The modern Scottish Gaelic alphabet has 18 letters:
The letter h, now mostly used to indicate lenition of a consonant, was in general not used in the oldest orthography, as lenition was instead indicated with a dot over the lenited consonant. The letters of the alphabet were traditionally named after trees (see Scottish Gaelic alphabet), but this custom has fallen out of use.

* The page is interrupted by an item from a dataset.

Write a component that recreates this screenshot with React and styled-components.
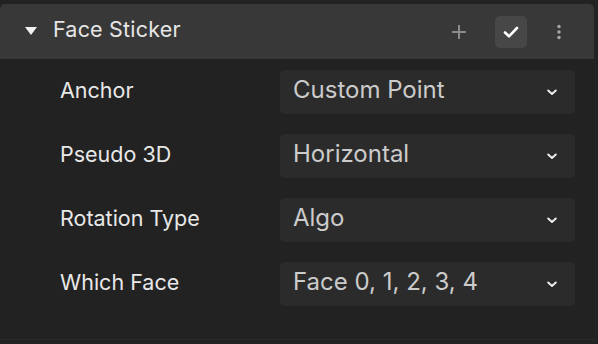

In October 2009, a new agreement was made which allows Scottish Gaelic to be used formally between Scottish Government ministers and European Union officials. The deal was signed by the UK's representative to the EU, Sir Kim Darroch, and the Scottish government. This does not give Scottish Gaelic official status in the EU, but gives it the right to be a means of formal communications in the EU's institutions. The Scottish government will have to pay for the translation from Gaelic to other European languages. The deal was received positively in Scotland; Secretary of State for Scotland Jim Murphy said the move was a strong sign of the UK government's support for Gaelic. He said that "Allowing Gaelic speakers to communicate with European institutions in their mother tongue is a progressive step forward and one which should be welcomed". Culture Minister Mike Russell said that "this is a significant step forward for the recognition of Gaelic both at home and abroad and I look forward to addressing the council in Gaelic very soon. Seeing Gaelic spoken in such a forum raises the profile of the language as we drive forward our commitment to creating a new generation of Gaelic speakers in Scotland."
Bilingual signs in English and Gaelic are now part of the architecture in the Scottish Parliament building completed in 2004.Gaelic has long suffered from its lack of use in educational and administrative contexts and has even been suppressed in the past but it has achieved a degree of official recognition with the passage of the Gaelic Language (Scotland) Act 2005.